Even if you trade Forsberg or a similar over 30 year old player for prospects there was no guarantee that you would have success with what you got in return.
Brian Costello wrote in The Hockey News Ultimate Pool Guide 2003-04 edition, “We’re predicting an NHL first. Not one player taken in June’s first round will crack an NHL roster in 2003-04. Not for a full season, anyway.”
Players that were listed as top prospects for each team in that guide were Lupul, Lehtonen, Morrisonn, Ryan Miller, Kobasew, Heerema, Tuomo Ruutu, Sauve, Leclaire, Bacashihua, Grigorenko, Rita, Krajicek, Grebeshkov, Mikko Koivu, Perezhogin, Upshall, Ahonen, DiPietro, Tyutin, Emery, Pitkanen, Taffe, Ryan Whitney, Pohl, Boyes, Polushin, Colaiacovo, Kolstov and Eminger. Unless your pool includes goalies, that was not a windfall group.
Which brings me to my last point about the context of the situation, it was before the lockout.
Back then teams were paying and playing veterans. Younger guys were not given much ice time because the vets were being paid big dollars. Take a look at the Sedin twins. Darren asks us to forgive Dobber about not predicting them to blossom but Dobber was right. In 2003, the style of hockey that was being played was not helping them produce.

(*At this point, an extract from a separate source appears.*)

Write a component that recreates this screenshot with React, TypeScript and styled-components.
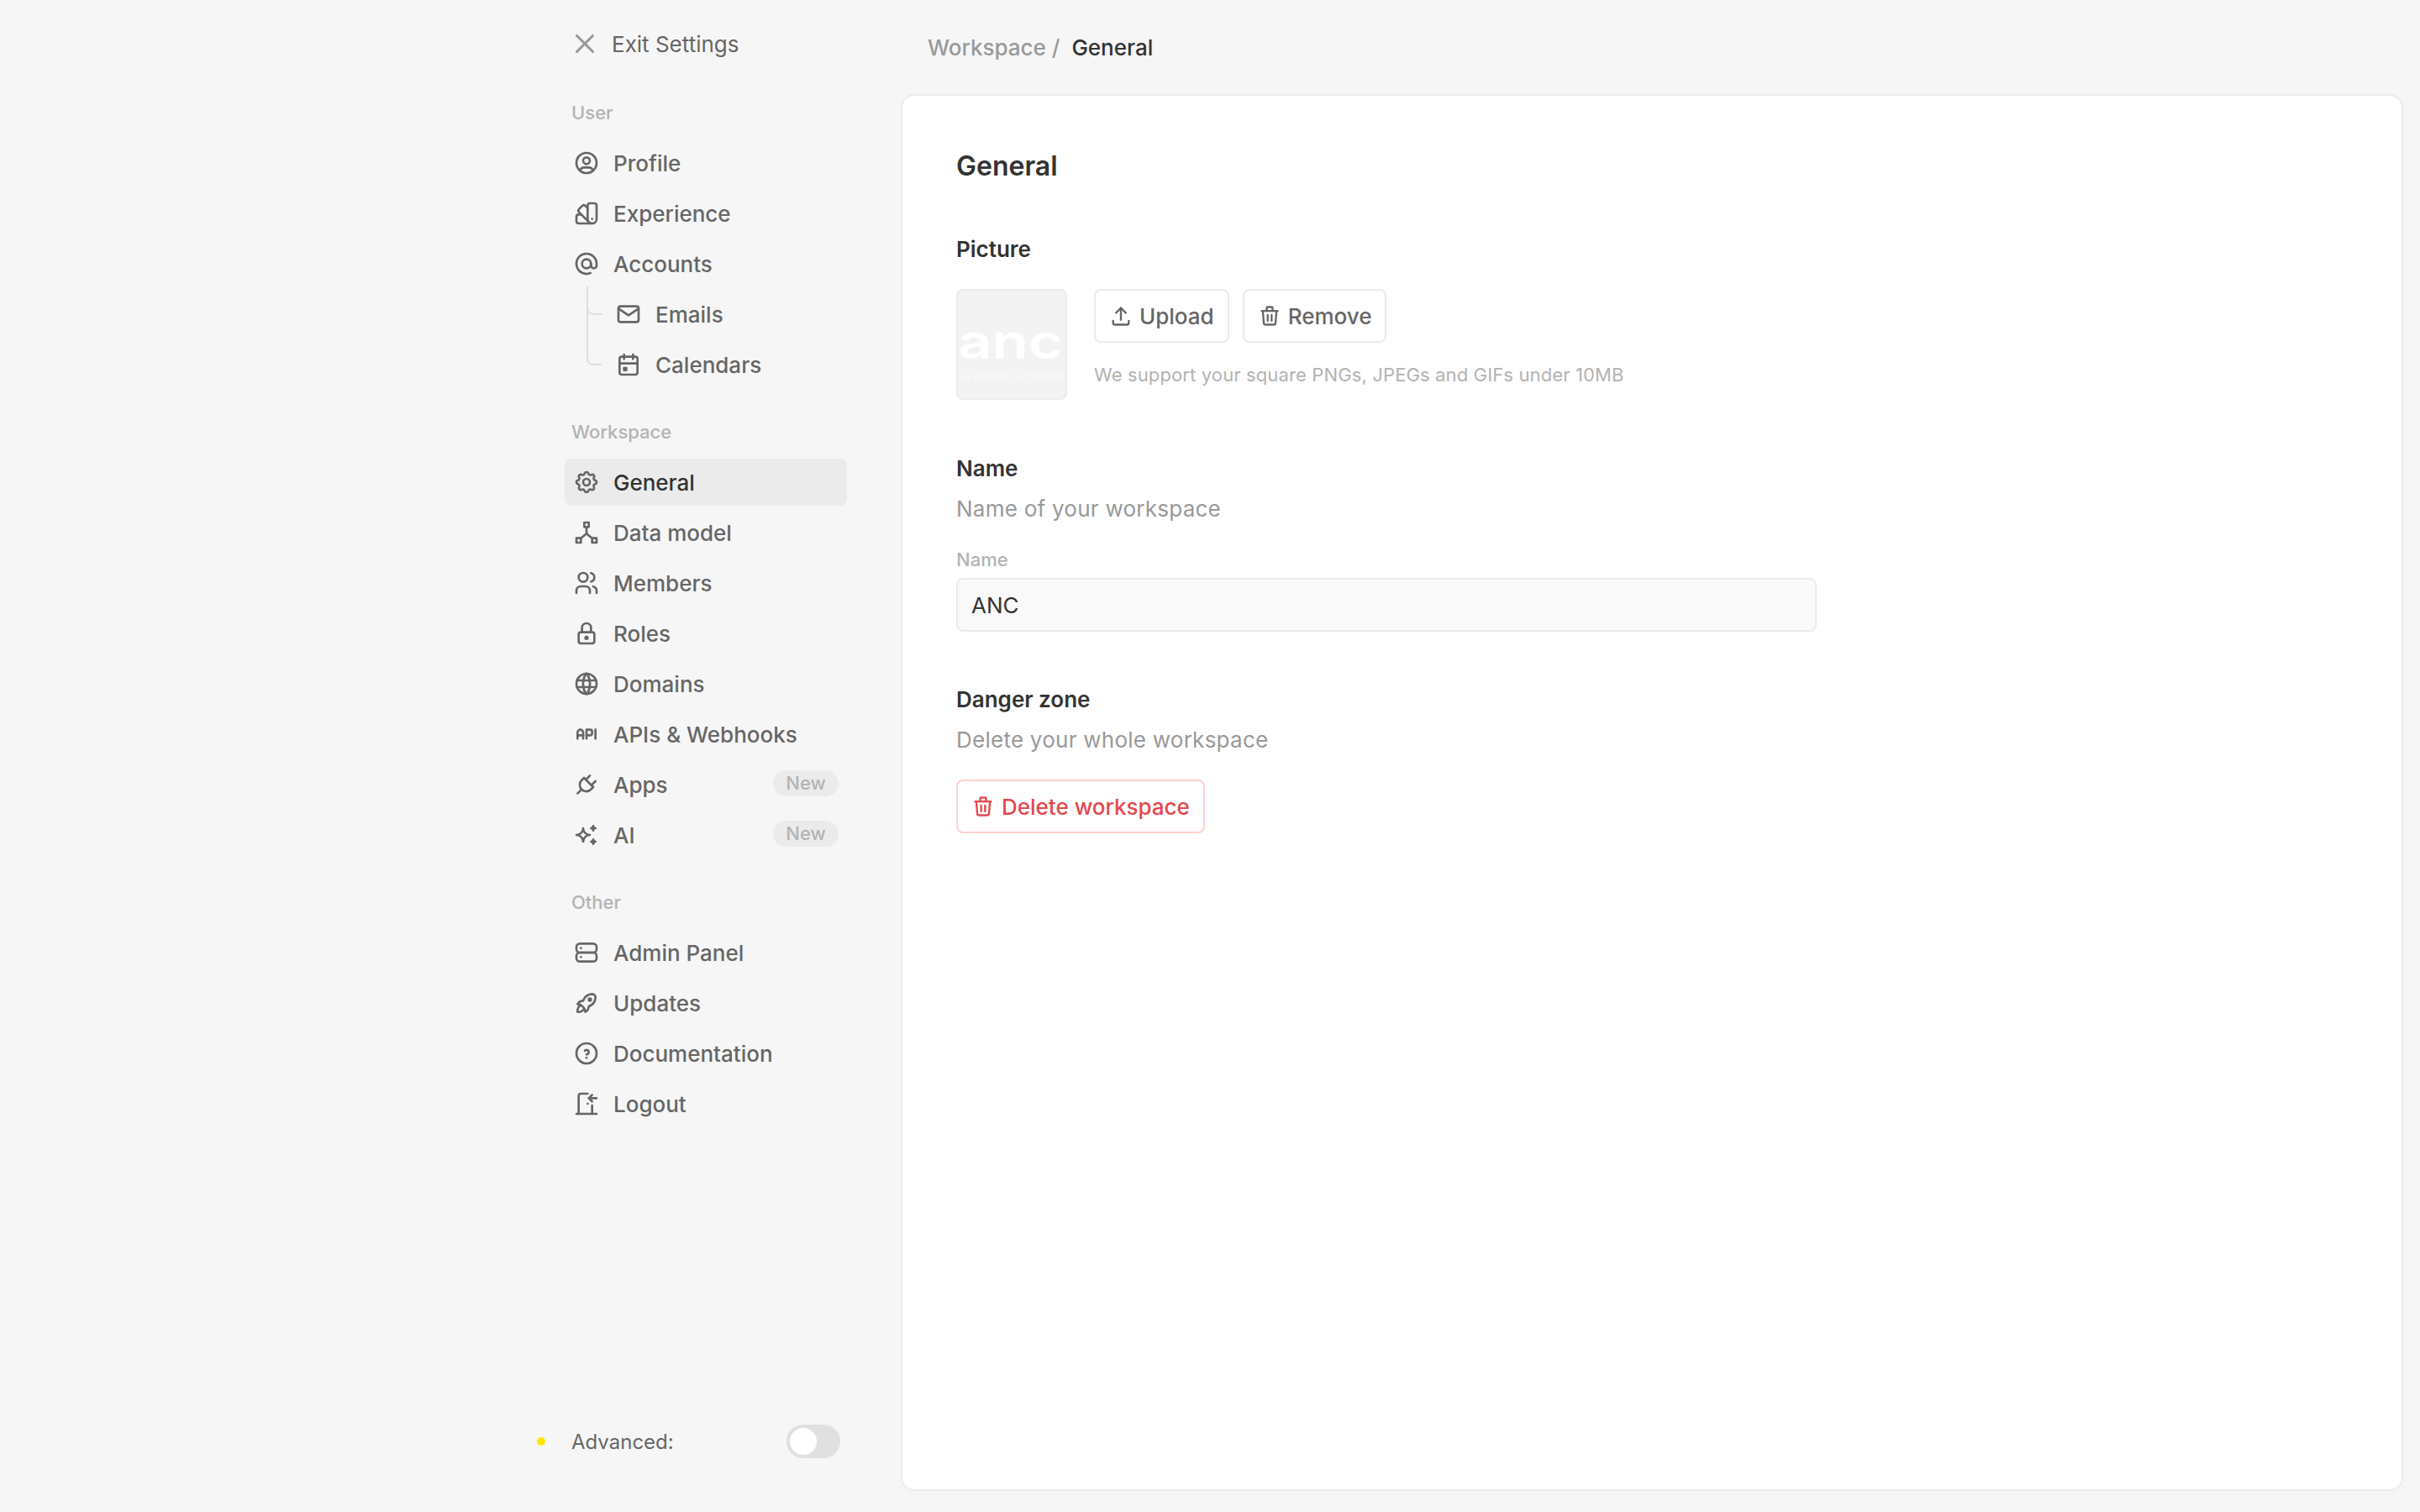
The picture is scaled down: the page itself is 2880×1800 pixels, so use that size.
import React, { FC, ReactNode } from 'react';
import styled, { createGlobalStyle } from 'styled-components';
import {
  TbApi,
  TbAt,
  TbCalendarEvent,
  TbColorSwatch,
  TbDoorEnter,
  TbHelpCircle,
  TbHierarchy2,
  TbLock,
  TbMail,
  TbPlug,
  TbRocket,
  TbServer,
  TbSettings,
  TbSparkles,
  TbTrash,
  TbUpload,
  TbUserCircle,
  TbUsers,
  TbWorld,
  TbX,
} from 'react-icons/tb';

const GlobalStyle = createGlobalStyle`
  *, *:before, *:after {
    box-sizing: border-box;
  }

  html, body {
    margin: 0;
    padding: 0;
    background: #f6f6f6;
    font-family: Inter, "Liberation Sans", sans-serif;
  }
`;

const Page = styled.div`
  display: flex;
  height: 1800px;
  padding-left: 672px;
  padding-right: 20px;
  gap: 64px;
`;

const Sidebar = styled.aside`
  display: flex;
  flex-direction: column;
  flex: 0 0 336px;
  padding-top: 32px;
  padding-bottom: 64px;
`;

const ExitRow = styled.div`
  display: flex;
  align-items: center;
  gap: 13px;
  height: 40px;
  padding-left: 5px;
  margin-bottom: 50px;
  color: #666;
  font-size: 26px;
  font-weight: 400;

  svg {
    color: #999;
  }
`;

const Section = styled.section`
  display: flex;
  flex-direction: column;
  gap: 4px;
  margin-bottom: 40px;
`;

const SectionTitle = styled.div`
  height: 24px;
  line-height: 24px;
  padding-left: 8px;
  margin-bottom: 16px;
  color: #b3b3b3;
  font-size: 22px;
  font-weight: 500;
`;

const NavRow = styled.div<{ $active?: boolean; $nested?: boolean }>`
  position: relative;
  display: flex;
  align-items: center;
  height: 56px;
  gap: 16px;
  padding-left: ${(p) => (p.$nested ? '60px' : '10px')};
  padding-right: 10px;
  border-radius: 8px;
  background: ${(p) => (p.$active ? '#ebebeb' : 'transparent')};
  color: ${(p) => (p.$active ? '#333' : '#666')};
  font-size: 26px;
  font-weight: 500;

  svg {
    flex: none;
    color: #666;
  }
`;

const Branch = styled.span<{ $last?: boolean }>`
  position: absolute;
  left: 26px;
  top: ${(p) => (p.$last ? '-36px' : '-5px')};
  width: 18px;
  height: ${(p) => (p.$last ? '65px' : '34px')};
  border-left: 2px solid #dedede;
  border-bottom: 2px solid #dedede;
  border-bottom-left-radius: 8px;
`;

const NewPill = styled.span`
  margin-left: auto;
  width: 78px;
  height: 31px;
  margin-top: -3px;
  line-height: 30px;
  text-align: center;
  border-radius: 16px;
  background: #ebebeb;
  color: #b3b3b3;
  font-size: 22px;
  font-weight: 500;
`;

const AdvancedRow = styled.div`
  display: flex;
  align-items: center;
  margin-top: auto;
  margin-left: -33px;
  margin-right: 8px;
  gap: 31px;
  height: 40px;
  color: #666;
  font-size: 24px;
  font-weight: 400;
`;

const Dot = styled.span`
  width: 10px;
  height: 10px;
  border-radius: 50%;
  background: #ffe600;
`;

const Toggle = styled.span`
  display: flex;
  align-items: center;
  width: 64px;
  height: 40px;
  margin-left: auto;
  padding-left: 4px;
  border-radius: 20px;
  background: #e0e0e0;

  &::after {
    content: '';
    width: 32px;
    height: 32px;
    border-radius: 50%;
    background: #fff;
  }
`;

const Main = styled.main`
  display: flex;
  flex-direction: column;
  flex: 1;
  min-width: 0;
  padding-bottom: 25px;
`;

const Breadcrumb = styled.div`
  display: flex;
  align-items: center;
  gap: 14px;
  height: 112px;
  padding-left: 32px;
  color: #999;
  font-size: 26px;
  font-weight: 500;

  b {
    color: #333;
    font-weight: 500;
  }
`;

const Card = styled.div`
  flex: 1;
  padding: 65px 64px;
  background: #fff;
  border: 2px solid #ebebeb;
  border-radius: 16px;
`;

const PageTitle = styled.h1`
  margin: 0 0 64px;
  height: 38px;
  line-height: 38px;
  color: #333;
  font-size: 32px;
  font-weight: 600;
`;

const FieldTitle = styled.h2`
  margin: 0;
  height: 32px;
  line-height: 32px;
  color: #333;
  font-size: 26px;
  font-weight: 600;
`;

const FieldDesc = styled.p`
  margin: 16px 0 0;
  height: 32px;
  line-height: 32px;
  color: #999;
  font-size: 26px;
  font-weight: 400;
  letter-spacing: 0.25px;
`;

const PictureRow = styled.div`
  display: flex;
  gap: 32px;
  margin-top: 31px;
  margin-bottom: 66px;
`;

const Avatar = styled.div`
  flex: none;
  width: 132px;
  height: 132px;
  background: #f3f3f3;
  border: 2px solid #ebebeb;
  border-radius: 8px;
  overflow: hidden;

  svg {
    display: block;
  }
`;

const PictureActions = styled.div`
  display: flex;
  flex-direction: column;
  gap: 23px;
`;

const ButtonRow = styled.div`
  display: flex;
  gap: 16px;
`;

const Button = styled.button<{ $danger?: boolean }>`
  display: inline-flex;
  align-items: center;
  gap: 8px;
  height: 64px;
  padding: 0 16px;
  background: #fff;
  border: 2px solid ${(p) => (p.$danger ? '#fdd0d0' : '#ebebeb')};
  border-radius: 8px;
  color: ${(p) => (p.$danger ? '#e5484d' : '#666')};
  font-family: inherit;
  font-size: 26px;
  font-weight: 500;
`;

const Hint = styled.div`
  height: 30px;
  line-height: 30px;
  color: #b3b3b3;
  font-size: 22px;
  font-weight: 400;
  letter-spacing: 0.13px;
`;

const InputLabel = styled.label`
  display: block;
  margin-top: 30px;
  height: 28px;
  line-height: 28px;
  color: #b3b3b3;
  font-size: 22px;
  font-weight: 500;
`;

const Input = styled.div`
  display: flex;
  align-items: center;
  width: 1024px;
  height: 64px;
  margin-top: 8px;
  margin-bottom: 65px;
  padding: 0 16px;
  background: #fafafa;
  border: 2px solid #ebebeb;
  border-radius: 8px;
  color: #333;
  font-size: 26px;
`;

const DangerActions = styled.div`
  margin-top: 31px;
`;

const stroke = { strokeWidth: 2 };

const Item: FC<{ icon: ReactNode; label: string; active?: boolean; isNew?: boolean }> = ({
  icon,
  label,
  active,
  isNew,
}) => (
  <NavRow $active={active}>
    {icon}
    {label}
    {isNew && <NewPill>New</NewPill>}
  </NavRow>
);

const App: FC = () => {
  return (
    <>
      <GlobalStyle />
      <Page>
        <Sidebar>
          <ExitRow>
            <TbX size={38} {...stroke} />
            Exit Settings
          </ExitRow>

          <Section>
            <SectionTitle>User</SectionTitle>
            <Item icon={<TbUserCircle size={32} {...stroke} />} label="Profile" />
            <Item icon={<TbColorSwatch size={32} {...stroke} />} label="Experience" />
            <Item icon={<TbAt size={32} {...stroke} />} label="Accounts" />
            <NavRow $nested>
              <Branch />
              <TbMail size={32} {...stroke} />
              Emails
            </NavRow>
            <NavRow $nested>
              <Branch $last />
              <TbCalendarEvent size={32} {...stroke} />
              Calendars
            </NavRow>
          </Section>

          <Section>
            <SectionTitle>Workspace</SectionTitle>
            <Item icon={<TbSettings size={32} {...stroke} />} label="General" active />
            <Item icon={<TbHierarchy2 size={32} {...stroke} />} label="Data model" />
            <Item icon={<TbUsers size={32} {...stroke} />} label="Members" />
            <Item icon={<TbLock size={32} {...stroke} />} label="Roles" />
            <Item icon={<TbWorld size={32} {...stroke} />} label="Domains" />
            <Item icon={<TbApi size={32} {...stroke} />} label="APIs & Webhooks" />
            <Item icon={<TbPlug size={32} {...stroke} />} label="Apps" isNew />
            <Item icon={<TbSparkles size={32} {...stroke} />} label="AI" isNew />
          </Section>

          <Section>
            <SectionTitle>Other</SectionTitle>
            <Item icon={<TbServer size={32} {...stroke} />} label="Admin Panel" />
            <Item icon={<TbRocket size={32} {...stroke} />} label="Updates" />
            <Item icon={<TbHelpCircle size={32} {...stroke} />} label="Documentation" />
            <Item icon={<TbDoorEnter size={32} {...stroke} />} label="Logout" />
          </Section>

          <AdvancedRow>
            <Dot />
            Advanced:
            <Toggle />
          </AdvancedRow>
        </Sidebar>

        <Main>
          <Breadcrumb>
            <span>Workspace /</span>
            <b>General</b>
          </Breadcrumb>

          <Card>
            <PageTitle>General</PageTitle>

            <FieldTitle>Picture</FieldTitle>
            <PictureRow>
              <Avatar>
                <svg width="128" height="128" viewBox="0 0 128 128">
                  <text
                    x="0"
                    y="81"
                    textLength="125"
                    lengthAdjust="spacingAndGlyphs"
                    fill="#fff"
                    fontFamily="Inter, sans-serif"
                    fontWeight="600"
                    fontSize="57"
                  >
                    anc
                  </text>
                  <text
                    x="2"
                    y="106"
                    textLength="124"
                    lengthAdjust="spacingAndGlyphs"
                    fill="#fff"
                    fillOpacity="0.6"
                    fontFamily="'DejaVu Sans', sans-serif"
                    fontSize="11"
                  >
                    www/anc/com
                  </text>
                </svg>
              </Avatar>
              <PictureActions>
                <ButtonRow>
                  <Button>
                    <TbUpload size={28} {...stroke} />
                    Upload
                  </Button>
                  <Button>
                    <TbTrash size={28} {...stroke} />
                    Remove
                  </Button>
                </ButtonRow>
                <Hint>We support your square PNGs, JPEGs and GIFs under 10MB</Hint>
              </PictureActions>
            </PictureRow>

            <FieldTitle>Name</FieldTitle>
            <FieldDesc>Name of your workspace</FieldDesc>
            <InputLabel>Name</InputLabel>
            <Input>ANC</Input>

            <FieldTitle>Danger zone</FieldTitle>
            <FieldDesc>Delete your whole workspace</FieldDesc>
            <DangerActions>
              <Button $danger>
                <TbTrash size={28} {...stroke} />
                Delete workspace
              </Button>
            </DangerActions>
          </Card>
        </Main>
      </Page>
    </>
  );
};

export default App;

After the lockout all that had to change. The 2003 draft class that was not predicted to play much in the 2003-04 season was given great opportunities to play after the lockout because they were cheaper to ice. Clutching and grabbing was being addressed by the enforcement of the rules and the Sedin’s showed us their skills. Veterans were being filtered off of teams.
In the summer of 2003, most people did not expect a lockout. Nobody anticipated the changes that would occur.
As I finish up this column I want to provide a little adage a friend of mine likes to say, “Some days you are the pigeon and some days you are the statue”. You make now look at what you wrote earlier on that piece of paper.
I sure hope you wrote that you were a pigeon because I would not want to be the statue they poop all over. Context is important.